The wise men enter the stable somberly, anticipatory music building in the background. Bejeweled and looking very wise indeed, they carry their gifts and approach the child in the manger with his mother sitting by. They kneel and offer their praise and homage to the infant:

“We worship you, O Brian, who are Lord over us all. Praise unto you, Brian, and to the Lord, our Father. Amen.”

This is not the actual nativity. This is the beginning of Monty Python’s Life of Brian, a comedy of errors where a man named Brian is continually mistaken for Jesus throughout his life. The wise men realize their mistake and return to take back the gifts and bring them to the true Christ child. The joke, of course, is that they misread the stars and ended up in the wrong stable. The good news they had divined from their study of astrology was nearly usurped by a false report.

We are living in the era of fake news. Fabricated news stories (like one claiming Pope Francis had endorsed then-candidate Donald Trump). Non-existent tweets shared as falsified images (like one that looked like Trump threatened to arrest Alec Baldwin for portraying him on SNL). The occasional article from The Onion that your grandma* takes literally and shares on Facebook as fact (always, always check for satire…).

But fake news isn’t new. Christians worship a God who sent a Messiah at a time when claiming to be the Messiah was almost fashionable. Part of the genius of Life of Brian is that it puts a comedic spin on a chaotic reality of the times. In his book Zealot: The Life and Times of Jesus of Nazareth, Reza Aslan says this:

“There were dozens of people who walked through the Holy Land claiming to be the Messiah, curing the sick, exorcising demons, challenging Rome, gathering followers. In a way, there’s nothing unique about what Jesus did. In fact, many of these so-called false Messiahs we know by name. Some of them were even more famous in their own lifetimes than Jesus was. They had more followers than Jesus did. What I’m fascinated by is that out of that dozen or so so-called Messiahs in first-century Palestine, only one of them is still called ‘Messiah.’”

These Messiah contenders were their own fake news. Jesus’ own work and identity was dismissed as fake news, even as blasphemy. The Gospels warn repeatedly about being led astray by false prophets,** but Jesus himself was called a false prophet by his detractors. The good news was as hard to hear above the clamor of first-century Palestinian fake news as it is over the racket of today’s lies, propaganda, and conspiracy theories.
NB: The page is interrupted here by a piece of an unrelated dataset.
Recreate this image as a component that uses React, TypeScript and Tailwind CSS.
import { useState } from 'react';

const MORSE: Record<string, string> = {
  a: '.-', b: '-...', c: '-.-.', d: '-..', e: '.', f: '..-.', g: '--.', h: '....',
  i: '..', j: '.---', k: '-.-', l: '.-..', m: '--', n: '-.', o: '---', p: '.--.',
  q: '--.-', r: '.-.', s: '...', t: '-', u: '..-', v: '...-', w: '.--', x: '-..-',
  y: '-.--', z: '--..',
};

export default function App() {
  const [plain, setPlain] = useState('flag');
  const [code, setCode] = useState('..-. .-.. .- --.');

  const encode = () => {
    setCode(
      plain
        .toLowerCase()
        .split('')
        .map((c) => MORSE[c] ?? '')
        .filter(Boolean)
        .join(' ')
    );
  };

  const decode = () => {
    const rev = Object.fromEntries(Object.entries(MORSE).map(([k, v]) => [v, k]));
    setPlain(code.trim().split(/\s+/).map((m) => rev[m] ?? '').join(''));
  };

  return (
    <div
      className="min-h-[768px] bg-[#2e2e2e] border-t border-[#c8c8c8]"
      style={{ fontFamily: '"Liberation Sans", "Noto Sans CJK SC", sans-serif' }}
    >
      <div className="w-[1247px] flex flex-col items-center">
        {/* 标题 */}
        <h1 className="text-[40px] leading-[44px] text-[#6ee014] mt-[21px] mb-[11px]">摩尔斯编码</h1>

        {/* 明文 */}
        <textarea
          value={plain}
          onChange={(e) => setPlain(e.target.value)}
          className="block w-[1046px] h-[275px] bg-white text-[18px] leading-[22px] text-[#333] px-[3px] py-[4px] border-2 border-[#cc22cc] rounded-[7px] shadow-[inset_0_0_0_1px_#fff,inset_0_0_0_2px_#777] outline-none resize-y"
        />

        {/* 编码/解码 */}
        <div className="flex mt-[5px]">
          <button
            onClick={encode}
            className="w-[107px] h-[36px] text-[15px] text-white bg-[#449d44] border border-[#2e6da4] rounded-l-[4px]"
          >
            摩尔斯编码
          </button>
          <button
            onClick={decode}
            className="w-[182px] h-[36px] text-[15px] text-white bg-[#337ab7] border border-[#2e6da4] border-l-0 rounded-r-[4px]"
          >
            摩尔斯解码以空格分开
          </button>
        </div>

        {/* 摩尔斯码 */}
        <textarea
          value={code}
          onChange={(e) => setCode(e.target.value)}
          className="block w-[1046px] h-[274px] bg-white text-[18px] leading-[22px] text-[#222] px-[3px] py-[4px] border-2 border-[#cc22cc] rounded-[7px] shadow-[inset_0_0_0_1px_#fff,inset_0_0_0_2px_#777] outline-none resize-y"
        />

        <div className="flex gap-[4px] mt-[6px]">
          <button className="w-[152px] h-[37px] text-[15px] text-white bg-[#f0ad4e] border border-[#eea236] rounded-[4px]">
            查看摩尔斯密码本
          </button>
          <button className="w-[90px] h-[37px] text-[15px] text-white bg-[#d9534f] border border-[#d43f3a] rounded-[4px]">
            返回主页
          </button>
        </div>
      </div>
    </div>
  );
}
I’m not just talking about news regarding Jesus or Christianity. I’m talked about everything we trust as a source of information and truth. There is something disconcerting about hearing the president-elect tack on the adjective “dishonest” every time he utters the word “media.” Of course, news and journalism should be scrutinized and held to a high standard of integrity. But when all of it is dismissed outright, good reporting doesn’t stand a chance. The news becomes a free-for-all of confirmation bias. More broadly, every authority in society comes under fire, to the extent that no one knows whom to trust anymore.

Some have argued that we ought to retire the term “fake news.” It many cases, it has gone from being a label for actual lies to being a label for anything that contradicts someone’s worldview. For some, “fake news” has nothing to do with fact and everything to do with whether they agree with it or not.

There is a tension here that is familiar to Christianity. Since the earliest days of its establishment as a religion, the term “heresy” has been used to signify anything falling outside the realm of orthodoxy. Sometimes, we use that term too broadly—any nitpicky bit of doctrine that doesn’t align with our perspective, anything that threatens our particular way of practicing our faith, becomes heresy.

On the other hand, there are real heresies that are harmful to people and to creation. Both “heresy” and “fake news” can be used in petty ways, which threatens their impact when it really matters. Actual fake news needs to be called out and named and condemned. But where is the line between fake and inconvenient?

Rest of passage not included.